* _Short problem_
Check each line of the material below, and copy it if it holds the string "page".

[BEGIN Exercise inputs]

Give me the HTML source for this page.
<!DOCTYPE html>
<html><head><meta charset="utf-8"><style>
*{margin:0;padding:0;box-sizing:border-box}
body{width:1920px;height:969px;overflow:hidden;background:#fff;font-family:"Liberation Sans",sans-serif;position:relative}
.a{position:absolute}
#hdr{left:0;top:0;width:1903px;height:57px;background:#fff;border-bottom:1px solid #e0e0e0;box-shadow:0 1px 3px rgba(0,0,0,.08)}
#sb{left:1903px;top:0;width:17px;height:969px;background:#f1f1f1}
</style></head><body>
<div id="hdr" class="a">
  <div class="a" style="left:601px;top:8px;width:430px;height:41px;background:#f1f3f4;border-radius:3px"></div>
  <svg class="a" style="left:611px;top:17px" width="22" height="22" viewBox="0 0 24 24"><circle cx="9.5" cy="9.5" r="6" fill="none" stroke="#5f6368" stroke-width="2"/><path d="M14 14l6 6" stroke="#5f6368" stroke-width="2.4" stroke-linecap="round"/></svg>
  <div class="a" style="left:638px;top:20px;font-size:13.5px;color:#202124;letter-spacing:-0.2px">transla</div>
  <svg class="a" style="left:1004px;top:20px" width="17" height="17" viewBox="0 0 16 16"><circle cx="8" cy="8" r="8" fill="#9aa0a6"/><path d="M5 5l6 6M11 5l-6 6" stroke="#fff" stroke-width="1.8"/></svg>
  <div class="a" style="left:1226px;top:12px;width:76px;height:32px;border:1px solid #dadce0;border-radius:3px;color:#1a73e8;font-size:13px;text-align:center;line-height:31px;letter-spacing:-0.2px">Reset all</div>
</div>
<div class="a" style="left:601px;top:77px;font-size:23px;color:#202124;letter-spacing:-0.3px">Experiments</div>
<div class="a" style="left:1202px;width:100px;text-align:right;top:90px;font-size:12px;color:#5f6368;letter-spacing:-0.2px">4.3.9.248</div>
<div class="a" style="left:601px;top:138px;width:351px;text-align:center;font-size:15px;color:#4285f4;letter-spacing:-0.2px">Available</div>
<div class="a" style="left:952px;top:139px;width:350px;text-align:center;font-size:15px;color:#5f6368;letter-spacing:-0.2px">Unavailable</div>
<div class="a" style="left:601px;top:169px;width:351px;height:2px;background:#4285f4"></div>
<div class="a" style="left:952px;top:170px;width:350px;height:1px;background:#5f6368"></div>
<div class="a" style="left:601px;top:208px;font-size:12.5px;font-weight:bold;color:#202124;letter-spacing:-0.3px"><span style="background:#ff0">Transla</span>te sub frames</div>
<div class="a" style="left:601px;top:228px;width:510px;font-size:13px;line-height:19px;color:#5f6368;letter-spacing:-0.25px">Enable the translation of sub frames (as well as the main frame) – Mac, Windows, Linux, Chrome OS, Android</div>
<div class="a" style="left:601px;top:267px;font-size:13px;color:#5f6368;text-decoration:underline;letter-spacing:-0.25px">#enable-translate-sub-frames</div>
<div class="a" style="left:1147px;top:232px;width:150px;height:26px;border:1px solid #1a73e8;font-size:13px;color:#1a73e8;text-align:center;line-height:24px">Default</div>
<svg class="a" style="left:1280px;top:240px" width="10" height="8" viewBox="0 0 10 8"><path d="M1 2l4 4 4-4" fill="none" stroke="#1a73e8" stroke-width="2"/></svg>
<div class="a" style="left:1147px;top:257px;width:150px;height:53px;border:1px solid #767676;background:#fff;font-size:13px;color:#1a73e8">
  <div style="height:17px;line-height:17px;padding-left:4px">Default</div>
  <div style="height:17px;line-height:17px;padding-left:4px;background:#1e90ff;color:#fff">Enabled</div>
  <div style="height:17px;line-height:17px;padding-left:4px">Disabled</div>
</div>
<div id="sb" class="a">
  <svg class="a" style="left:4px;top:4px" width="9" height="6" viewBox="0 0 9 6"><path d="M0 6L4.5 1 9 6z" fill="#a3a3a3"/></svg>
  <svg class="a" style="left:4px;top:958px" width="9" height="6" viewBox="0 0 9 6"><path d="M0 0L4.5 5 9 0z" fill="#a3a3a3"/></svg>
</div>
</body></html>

[END Exercise inputs]
[BEGIN Exercise inputs]

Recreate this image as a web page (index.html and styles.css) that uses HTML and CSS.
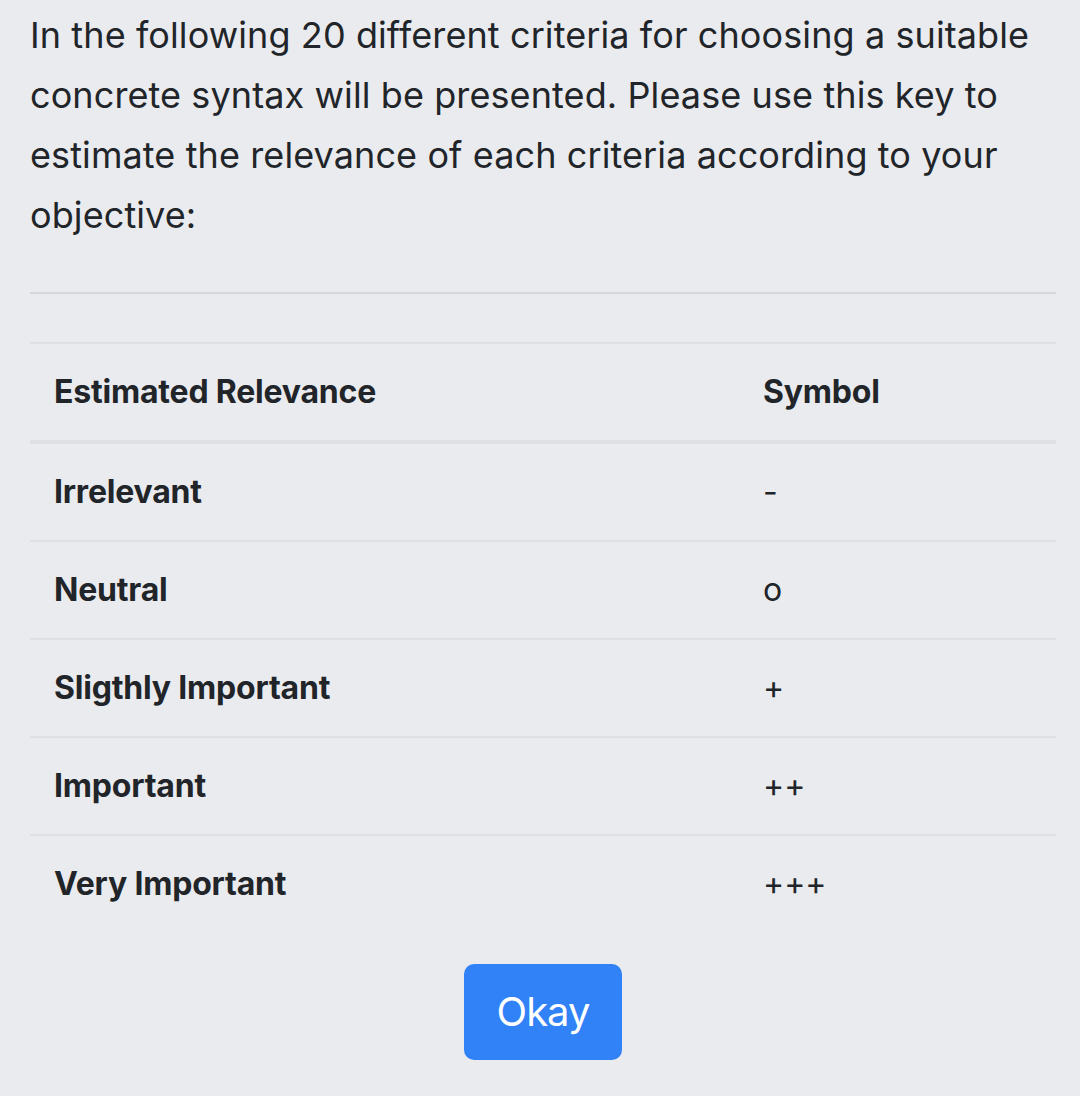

[END Exercise inputs]
[BEGIN Exercise inputs]

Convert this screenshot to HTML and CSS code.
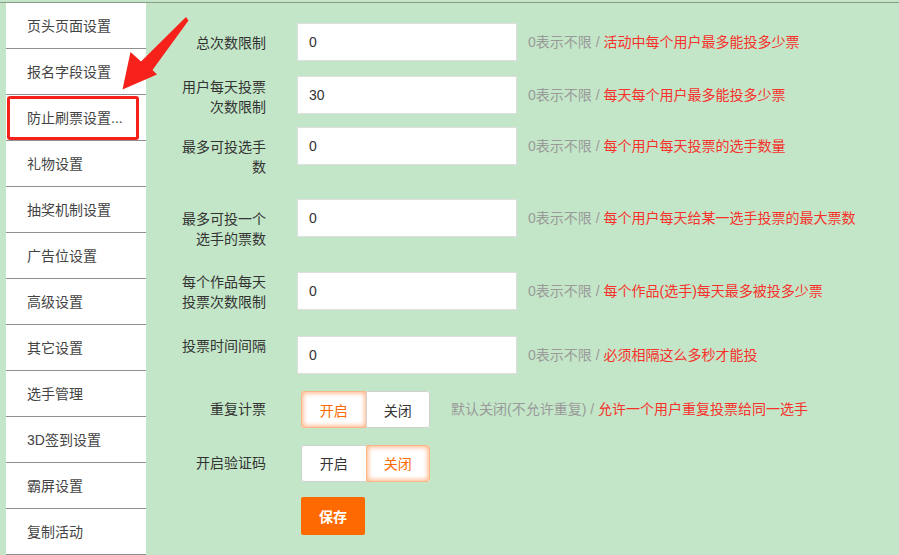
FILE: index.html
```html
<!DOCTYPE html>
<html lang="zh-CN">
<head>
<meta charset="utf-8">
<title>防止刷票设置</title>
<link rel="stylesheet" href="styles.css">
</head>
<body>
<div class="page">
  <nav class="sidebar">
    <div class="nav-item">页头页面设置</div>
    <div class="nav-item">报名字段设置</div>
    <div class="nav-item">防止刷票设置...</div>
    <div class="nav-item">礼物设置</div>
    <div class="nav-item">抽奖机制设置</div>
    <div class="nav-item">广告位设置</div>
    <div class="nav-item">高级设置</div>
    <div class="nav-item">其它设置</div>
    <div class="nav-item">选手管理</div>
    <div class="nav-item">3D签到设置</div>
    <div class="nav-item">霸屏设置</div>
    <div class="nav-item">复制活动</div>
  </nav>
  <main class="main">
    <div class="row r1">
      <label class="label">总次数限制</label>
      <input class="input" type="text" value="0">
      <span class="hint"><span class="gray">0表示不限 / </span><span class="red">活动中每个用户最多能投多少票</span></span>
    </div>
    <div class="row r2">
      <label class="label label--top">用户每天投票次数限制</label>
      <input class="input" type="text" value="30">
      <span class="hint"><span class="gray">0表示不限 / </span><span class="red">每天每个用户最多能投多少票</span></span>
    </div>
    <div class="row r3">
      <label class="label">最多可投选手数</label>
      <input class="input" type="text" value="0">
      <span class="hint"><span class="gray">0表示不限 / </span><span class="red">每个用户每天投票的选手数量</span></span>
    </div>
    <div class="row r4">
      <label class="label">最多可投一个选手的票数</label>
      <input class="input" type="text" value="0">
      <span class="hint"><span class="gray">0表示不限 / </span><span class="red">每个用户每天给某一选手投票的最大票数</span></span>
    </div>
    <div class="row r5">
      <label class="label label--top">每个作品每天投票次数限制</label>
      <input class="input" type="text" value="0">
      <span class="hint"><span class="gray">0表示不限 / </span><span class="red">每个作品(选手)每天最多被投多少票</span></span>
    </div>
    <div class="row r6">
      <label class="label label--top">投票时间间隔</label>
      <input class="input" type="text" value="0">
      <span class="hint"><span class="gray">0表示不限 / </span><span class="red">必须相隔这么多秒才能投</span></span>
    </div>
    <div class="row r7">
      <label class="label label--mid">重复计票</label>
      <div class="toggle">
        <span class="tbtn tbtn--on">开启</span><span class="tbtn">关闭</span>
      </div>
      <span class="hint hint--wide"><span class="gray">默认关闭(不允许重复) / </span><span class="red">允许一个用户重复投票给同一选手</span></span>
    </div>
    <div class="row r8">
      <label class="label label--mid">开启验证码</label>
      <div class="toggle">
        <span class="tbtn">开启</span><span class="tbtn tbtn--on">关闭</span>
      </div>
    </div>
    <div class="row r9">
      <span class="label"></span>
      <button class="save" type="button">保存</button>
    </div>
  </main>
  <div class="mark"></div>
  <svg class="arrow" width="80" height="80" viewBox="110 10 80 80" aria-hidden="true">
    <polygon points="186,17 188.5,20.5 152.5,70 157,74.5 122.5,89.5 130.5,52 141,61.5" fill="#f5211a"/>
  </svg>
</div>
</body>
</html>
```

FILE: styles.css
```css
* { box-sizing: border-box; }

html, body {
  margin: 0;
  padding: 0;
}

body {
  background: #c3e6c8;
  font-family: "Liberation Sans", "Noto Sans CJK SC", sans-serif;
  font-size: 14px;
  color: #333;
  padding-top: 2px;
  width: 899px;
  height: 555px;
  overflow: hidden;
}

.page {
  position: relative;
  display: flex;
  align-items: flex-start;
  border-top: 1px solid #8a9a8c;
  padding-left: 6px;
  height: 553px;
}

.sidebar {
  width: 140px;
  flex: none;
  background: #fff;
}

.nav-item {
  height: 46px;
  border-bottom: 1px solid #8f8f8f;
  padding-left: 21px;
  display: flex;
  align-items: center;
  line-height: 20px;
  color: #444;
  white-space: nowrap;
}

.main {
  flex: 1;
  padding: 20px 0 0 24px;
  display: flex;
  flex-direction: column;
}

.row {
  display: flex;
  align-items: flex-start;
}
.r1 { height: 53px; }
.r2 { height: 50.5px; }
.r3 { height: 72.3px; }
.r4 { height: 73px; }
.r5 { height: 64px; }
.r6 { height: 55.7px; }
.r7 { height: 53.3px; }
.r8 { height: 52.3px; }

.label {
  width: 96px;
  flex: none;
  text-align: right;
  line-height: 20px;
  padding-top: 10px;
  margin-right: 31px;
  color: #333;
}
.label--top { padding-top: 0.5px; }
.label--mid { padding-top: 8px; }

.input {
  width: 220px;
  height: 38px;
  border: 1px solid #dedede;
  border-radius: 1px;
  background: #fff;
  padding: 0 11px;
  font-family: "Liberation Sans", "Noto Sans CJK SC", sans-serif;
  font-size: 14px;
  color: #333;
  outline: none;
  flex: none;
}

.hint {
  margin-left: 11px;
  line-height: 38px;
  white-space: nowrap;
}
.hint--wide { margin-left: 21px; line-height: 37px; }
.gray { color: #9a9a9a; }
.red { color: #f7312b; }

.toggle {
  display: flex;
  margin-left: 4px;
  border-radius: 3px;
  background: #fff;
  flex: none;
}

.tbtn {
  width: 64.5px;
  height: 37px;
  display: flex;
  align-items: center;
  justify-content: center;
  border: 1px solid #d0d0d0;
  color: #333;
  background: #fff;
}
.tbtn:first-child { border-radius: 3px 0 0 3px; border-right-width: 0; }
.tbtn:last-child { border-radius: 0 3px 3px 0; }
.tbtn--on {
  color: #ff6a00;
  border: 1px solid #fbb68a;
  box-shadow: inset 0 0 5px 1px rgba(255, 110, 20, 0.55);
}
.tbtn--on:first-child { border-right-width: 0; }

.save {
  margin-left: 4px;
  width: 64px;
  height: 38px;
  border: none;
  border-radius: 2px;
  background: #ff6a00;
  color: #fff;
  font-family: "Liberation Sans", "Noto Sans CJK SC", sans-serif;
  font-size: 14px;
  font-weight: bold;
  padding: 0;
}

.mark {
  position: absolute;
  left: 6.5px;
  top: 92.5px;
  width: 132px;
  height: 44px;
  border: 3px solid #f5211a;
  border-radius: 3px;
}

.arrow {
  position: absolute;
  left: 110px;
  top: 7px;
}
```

[END Exercise inputs]

* _Exercise output_
Give me the HTML source for this page.
Recreate this image as a web page (index.html and styles.css) that uses HTML and CSS.
<div class="page">
.page {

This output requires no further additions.